Language has long been a sensitive issue in Ukraine as the country tries to shore up its sovereignty and national identity in the face of Russian aggression. 

Tensions escalated in September 2018 when a video emerged of people allegedly receiving Hungarian passports and swearing allegiance to the country in the Hungarian Consulate in the Ukrainian town of Berehove. Ukraine expelled the Hungarian consul, and in response, the Orban government expelled a consul from the Ukrainian Embassy in Budapest.

Orban comes to Washington

By the time Trump met with the Hungarian president in May of this year, the U.S. president had already been exposed to a stream of unfounded facts about the country from his personal lawyer, Rudy Giuliani, and conservative media in the United States, which have alleged that Ukraine, not Russia, interfered in the 2016 U.S. presidential election in a bid to turn the tide against Trump (despite the overwhelming consensus of the U.S. intelligence community and the FBI that it was Russia). 

But the White House visit by the autocratic Orban came at a pivotal time and may have helped harden Trump’s views of Ukraine. The meeting came just 10 days before a May 23 White House meeting that has emerged as a turning point in the Trump administration’s approach to Ukraine. During the meeting, Trump is reported to have directed his then-envoy to Ukraine, Kurt Volker; Energy Secretary Rick Perry; and the U.S. ambassador to the EU, Gordon Sondland, to work with Giuliani on Ukraine issues. It was after this meeting that State Department officials whose portfolios included Ukraine were pushed out, according to testimony given by Kent. 

And it was during that meeting that Trump is reported to have described Ukraine as being full of “terrible people” who “tried to take me down” during the 2016 presidential election.

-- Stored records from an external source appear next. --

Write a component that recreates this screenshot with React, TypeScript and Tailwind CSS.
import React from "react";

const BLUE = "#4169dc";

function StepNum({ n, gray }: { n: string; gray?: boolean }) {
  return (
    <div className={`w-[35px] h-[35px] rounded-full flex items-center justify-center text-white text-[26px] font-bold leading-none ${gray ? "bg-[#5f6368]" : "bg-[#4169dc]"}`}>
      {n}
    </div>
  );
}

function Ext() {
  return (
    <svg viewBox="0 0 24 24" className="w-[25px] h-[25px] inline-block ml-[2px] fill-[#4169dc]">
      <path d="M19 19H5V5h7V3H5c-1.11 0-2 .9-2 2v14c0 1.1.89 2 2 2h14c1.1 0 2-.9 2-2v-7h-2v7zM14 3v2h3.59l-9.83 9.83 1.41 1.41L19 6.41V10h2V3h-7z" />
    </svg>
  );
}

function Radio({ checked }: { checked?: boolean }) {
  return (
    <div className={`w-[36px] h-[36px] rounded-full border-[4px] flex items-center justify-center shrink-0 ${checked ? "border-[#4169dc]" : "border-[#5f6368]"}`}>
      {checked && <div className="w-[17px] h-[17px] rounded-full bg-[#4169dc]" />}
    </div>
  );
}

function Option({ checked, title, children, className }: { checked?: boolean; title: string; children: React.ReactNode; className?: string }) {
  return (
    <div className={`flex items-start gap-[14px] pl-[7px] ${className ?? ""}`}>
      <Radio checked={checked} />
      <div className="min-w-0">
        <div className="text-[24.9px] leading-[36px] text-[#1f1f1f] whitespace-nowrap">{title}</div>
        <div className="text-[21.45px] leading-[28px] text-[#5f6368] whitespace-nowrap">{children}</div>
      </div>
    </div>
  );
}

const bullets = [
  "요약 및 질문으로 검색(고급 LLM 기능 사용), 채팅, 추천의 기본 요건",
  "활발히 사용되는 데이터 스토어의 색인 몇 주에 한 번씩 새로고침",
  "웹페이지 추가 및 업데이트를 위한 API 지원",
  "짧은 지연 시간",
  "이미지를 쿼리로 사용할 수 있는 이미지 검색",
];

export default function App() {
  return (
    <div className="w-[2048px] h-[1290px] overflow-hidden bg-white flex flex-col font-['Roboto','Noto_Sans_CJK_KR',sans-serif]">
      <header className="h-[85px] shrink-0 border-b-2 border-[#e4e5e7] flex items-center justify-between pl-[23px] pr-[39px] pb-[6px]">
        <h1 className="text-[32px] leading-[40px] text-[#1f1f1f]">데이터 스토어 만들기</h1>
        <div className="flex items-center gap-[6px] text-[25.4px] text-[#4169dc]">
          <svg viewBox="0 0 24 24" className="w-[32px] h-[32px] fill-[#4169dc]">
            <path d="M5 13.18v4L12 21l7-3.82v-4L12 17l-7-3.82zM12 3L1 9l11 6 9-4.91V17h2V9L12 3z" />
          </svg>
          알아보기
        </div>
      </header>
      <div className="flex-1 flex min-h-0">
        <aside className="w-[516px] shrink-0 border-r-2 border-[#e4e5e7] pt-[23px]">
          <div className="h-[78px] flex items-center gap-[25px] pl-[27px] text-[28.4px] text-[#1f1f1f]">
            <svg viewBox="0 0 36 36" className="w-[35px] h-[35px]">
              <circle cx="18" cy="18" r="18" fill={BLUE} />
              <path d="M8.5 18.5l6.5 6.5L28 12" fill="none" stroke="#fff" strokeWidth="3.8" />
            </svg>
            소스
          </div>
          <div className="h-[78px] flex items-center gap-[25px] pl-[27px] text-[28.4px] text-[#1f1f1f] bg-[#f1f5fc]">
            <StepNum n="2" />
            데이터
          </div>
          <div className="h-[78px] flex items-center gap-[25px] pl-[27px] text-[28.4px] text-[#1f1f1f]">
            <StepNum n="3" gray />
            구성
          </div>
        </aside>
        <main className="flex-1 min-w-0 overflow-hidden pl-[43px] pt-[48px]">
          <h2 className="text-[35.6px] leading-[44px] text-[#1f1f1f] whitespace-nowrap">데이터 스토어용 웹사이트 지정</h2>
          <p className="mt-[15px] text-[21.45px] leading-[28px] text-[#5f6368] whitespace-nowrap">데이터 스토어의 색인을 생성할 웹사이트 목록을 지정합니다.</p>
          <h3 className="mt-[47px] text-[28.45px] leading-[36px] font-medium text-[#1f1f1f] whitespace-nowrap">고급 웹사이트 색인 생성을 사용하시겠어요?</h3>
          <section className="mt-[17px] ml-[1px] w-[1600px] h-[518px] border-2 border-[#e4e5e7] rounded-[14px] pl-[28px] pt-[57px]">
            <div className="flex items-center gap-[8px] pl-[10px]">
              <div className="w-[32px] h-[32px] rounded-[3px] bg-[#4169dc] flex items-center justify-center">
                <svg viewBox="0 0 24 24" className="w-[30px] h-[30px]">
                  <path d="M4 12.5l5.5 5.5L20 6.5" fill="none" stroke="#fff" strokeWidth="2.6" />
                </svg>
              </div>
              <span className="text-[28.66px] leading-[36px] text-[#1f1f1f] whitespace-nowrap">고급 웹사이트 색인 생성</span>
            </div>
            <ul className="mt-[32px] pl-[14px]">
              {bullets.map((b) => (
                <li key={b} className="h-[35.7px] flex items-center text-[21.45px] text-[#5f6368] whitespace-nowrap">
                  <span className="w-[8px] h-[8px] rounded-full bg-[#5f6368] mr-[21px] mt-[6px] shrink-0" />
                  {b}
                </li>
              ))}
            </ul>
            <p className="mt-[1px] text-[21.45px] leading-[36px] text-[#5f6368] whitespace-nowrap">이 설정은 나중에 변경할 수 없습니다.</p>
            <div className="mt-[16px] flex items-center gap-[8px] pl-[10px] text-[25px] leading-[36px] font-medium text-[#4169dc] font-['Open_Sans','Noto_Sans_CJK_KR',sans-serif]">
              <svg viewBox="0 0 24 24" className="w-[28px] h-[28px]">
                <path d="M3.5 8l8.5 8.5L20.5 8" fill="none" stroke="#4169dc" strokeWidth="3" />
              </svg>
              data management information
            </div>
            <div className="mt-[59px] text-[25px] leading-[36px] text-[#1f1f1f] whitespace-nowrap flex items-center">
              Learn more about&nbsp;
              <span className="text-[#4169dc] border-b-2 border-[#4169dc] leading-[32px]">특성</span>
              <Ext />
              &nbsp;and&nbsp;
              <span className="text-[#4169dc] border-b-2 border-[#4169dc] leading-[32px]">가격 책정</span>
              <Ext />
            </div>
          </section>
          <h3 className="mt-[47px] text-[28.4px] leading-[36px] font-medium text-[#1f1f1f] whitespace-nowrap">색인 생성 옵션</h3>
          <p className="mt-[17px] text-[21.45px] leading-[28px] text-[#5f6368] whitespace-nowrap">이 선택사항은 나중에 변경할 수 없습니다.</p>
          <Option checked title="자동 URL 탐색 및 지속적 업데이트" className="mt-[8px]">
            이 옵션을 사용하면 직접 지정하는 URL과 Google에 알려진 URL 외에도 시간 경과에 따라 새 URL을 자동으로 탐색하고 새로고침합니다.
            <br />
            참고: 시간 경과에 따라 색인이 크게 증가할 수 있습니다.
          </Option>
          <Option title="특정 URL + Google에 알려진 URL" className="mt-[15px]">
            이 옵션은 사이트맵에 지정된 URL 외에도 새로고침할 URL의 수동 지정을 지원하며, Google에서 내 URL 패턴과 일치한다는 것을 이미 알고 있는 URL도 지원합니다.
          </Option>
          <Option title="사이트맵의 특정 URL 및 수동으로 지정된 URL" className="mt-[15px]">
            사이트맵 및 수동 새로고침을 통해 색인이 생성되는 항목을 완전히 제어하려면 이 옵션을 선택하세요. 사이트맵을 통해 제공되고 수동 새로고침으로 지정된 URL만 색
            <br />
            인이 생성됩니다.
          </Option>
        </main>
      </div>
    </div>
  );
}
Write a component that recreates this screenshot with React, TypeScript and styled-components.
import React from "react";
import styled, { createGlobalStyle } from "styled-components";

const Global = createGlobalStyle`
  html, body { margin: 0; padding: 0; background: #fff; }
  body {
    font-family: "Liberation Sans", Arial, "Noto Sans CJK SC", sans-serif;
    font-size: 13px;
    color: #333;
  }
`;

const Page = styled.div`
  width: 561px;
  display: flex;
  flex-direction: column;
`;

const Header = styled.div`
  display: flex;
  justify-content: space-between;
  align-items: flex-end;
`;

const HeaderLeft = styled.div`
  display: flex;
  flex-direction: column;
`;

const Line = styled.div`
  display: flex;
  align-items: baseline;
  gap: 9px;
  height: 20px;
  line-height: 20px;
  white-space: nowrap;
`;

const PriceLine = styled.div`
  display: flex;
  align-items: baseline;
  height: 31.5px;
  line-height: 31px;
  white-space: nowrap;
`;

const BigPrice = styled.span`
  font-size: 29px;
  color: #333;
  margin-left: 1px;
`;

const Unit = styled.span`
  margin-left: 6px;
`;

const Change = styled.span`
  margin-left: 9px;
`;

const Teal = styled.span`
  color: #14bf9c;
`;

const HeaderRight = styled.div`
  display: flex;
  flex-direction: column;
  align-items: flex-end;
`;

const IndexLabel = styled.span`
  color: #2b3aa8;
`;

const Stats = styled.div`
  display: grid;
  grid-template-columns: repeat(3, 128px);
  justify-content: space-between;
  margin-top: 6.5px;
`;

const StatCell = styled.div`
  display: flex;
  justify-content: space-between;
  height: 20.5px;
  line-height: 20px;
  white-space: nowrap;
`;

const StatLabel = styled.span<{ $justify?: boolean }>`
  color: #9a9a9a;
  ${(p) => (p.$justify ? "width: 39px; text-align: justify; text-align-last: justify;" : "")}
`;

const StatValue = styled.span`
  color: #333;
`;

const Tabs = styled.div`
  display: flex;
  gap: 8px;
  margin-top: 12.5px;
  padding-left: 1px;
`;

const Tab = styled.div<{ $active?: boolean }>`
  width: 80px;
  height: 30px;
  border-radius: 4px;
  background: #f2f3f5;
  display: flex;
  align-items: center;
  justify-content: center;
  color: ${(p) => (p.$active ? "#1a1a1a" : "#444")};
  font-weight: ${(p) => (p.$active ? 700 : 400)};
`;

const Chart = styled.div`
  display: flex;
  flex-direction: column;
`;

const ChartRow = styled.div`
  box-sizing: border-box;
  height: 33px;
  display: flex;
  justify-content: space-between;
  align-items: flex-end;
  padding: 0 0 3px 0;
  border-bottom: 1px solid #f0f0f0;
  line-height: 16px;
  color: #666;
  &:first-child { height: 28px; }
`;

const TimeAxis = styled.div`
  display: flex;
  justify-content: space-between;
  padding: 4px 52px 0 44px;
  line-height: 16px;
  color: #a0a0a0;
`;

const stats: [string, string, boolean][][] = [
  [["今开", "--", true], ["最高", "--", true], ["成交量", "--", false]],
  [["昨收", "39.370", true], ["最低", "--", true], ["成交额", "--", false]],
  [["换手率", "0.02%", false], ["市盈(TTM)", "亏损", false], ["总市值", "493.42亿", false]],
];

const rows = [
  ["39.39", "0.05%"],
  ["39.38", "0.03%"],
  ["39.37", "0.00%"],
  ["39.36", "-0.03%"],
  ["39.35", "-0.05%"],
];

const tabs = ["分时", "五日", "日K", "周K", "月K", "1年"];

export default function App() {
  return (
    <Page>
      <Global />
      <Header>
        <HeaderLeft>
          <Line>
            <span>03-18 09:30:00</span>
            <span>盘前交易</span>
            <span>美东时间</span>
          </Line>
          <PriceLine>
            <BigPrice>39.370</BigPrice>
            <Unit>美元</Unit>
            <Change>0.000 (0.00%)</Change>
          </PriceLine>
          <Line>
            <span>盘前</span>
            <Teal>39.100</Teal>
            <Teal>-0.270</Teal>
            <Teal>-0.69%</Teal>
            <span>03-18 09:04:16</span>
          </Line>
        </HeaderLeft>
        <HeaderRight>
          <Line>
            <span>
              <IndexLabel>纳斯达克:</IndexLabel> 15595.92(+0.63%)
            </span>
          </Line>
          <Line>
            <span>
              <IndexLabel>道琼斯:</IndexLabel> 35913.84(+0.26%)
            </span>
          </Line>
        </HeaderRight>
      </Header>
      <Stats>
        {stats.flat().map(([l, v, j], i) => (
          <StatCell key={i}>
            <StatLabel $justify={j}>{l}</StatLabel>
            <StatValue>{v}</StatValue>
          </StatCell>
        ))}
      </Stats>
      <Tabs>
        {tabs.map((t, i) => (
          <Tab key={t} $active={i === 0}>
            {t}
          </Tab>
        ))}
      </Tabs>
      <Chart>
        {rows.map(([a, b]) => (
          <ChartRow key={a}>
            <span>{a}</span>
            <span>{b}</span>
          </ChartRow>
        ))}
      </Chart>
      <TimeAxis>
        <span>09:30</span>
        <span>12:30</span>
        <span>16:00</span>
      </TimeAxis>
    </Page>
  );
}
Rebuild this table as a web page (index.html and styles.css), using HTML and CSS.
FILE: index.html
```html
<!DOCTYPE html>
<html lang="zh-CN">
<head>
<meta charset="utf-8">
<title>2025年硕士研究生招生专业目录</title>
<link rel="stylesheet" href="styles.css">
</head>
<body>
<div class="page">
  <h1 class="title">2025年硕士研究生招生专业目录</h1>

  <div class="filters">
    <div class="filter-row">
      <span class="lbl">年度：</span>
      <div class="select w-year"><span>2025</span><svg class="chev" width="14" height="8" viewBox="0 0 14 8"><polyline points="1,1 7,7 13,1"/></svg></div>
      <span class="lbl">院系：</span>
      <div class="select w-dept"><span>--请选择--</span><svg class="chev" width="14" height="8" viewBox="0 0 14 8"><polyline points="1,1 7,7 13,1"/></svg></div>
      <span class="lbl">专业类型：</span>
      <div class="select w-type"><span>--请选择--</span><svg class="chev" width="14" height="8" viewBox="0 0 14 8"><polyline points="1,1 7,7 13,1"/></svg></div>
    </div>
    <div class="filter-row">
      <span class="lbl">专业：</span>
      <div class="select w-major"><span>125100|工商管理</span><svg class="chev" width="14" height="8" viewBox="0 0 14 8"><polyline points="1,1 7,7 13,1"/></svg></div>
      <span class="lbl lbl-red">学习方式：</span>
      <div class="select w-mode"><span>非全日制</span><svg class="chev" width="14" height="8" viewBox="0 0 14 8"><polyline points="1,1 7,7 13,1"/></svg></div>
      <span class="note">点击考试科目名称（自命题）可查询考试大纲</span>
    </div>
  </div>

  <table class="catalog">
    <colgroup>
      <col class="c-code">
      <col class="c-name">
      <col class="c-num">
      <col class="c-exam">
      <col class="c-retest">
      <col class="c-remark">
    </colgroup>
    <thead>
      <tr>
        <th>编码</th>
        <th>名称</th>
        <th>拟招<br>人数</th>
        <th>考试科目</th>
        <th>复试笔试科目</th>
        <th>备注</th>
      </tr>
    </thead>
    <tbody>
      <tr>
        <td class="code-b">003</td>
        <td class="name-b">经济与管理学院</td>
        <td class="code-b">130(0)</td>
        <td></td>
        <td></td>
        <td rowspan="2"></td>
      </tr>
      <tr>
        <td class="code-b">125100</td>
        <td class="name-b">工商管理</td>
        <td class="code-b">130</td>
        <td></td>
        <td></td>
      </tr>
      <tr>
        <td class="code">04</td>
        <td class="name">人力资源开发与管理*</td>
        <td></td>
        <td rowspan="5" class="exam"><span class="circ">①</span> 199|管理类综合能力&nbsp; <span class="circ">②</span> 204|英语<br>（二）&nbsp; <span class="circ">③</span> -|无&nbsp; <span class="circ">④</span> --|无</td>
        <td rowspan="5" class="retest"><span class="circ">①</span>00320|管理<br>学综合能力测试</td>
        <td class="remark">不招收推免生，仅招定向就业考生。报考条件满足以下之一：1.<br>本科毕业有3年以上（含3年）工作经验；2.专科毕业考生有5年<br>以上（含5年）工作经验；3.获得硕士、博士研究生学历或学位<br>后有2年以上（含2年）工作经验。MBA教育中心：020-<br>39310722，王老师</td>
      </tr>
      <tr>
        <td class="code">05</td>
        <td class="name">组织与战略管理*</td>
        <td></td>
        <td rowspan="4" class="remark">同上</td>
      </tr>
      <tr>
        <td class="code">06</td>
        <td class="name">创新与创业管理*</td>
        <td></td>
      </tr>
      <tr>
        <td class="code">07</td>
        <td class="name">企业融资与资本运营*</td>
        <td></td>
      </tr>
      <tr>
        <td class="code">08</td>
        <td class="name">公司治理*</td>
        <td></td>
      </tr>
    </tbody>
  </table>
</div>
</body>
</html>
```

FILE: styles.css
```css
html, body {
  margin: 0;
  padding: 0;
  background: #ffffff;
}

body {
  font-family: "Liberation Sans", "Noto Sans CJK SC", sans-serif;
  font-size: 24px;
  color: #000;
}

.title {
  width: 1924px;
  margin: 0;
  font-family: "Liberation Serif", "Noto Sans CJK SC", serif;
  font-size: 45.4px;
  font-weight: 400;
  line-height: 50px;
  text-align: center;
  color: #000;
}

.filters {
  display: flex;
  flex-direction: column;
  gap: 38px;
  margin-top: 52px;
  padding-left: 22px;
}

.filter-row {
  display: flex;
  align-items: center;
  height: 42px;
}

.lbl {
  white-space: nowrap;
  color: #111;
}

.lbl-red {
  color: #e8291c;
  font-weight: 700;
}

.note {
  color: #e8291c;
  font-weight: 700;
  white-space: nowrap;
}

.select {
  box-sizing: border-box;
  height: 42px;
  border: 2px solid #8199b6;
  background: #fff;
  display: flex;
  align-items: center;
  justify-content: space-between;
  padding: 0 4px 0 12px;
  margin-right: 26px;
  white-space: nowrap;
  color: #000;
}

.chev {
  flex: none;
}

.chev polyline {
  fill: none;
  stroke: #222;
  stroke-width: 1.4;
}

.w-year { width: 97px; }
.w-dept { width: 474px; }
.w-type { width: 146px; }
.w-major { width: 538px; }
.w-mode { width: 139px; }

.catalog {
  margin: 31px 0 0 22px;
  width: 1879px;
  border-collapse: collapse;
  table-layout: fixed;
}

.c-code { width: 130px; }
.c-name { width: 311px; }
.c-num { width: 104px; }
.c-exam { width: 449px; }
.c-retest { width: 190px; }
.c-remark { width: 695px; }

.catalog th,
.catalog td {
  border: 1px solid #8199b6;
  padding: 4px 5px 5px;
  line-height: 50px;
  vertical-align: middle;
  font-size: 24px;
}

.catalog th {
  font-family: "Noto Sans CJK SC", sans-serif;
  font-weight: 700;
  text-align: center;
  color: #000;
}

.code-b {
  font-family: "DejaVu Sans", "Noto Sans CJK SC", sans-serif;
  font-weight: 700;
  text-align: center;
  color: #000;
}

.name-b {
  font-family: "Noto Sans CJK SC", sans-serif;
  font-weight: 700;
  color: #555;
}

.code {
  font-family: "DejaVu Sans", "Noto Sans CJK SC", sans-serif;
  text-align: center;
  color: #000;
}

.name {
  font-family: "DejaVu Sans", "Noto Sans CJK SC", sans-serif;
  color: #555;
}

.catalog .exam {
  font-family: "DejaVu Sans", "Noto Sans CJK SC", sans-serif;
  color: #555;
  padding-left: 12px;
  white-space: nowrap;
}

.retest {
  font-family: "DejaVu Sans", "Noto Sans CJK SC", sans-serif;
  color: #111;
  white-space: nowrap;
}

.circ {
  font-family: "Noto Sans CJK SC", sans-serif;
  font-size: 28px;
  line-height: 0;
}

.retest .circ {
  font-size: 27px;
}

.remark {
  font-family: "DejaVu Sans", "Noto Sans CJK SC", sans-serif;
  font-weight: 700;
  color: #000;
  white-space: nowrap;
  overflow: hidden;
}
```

Hungarian Secretary of State for Public Diplomacy Zoltan Kovacs denied that Orban had soured Trump on Ukraine. “Behold! this is how the fake news factory works. Exploiting a poorly sourced news item to advance a biased narrative, ignoring facts to build on their anti-Hungary, anti-Orbán editorial stance,” he wrote in a statement published on the About Hungary website.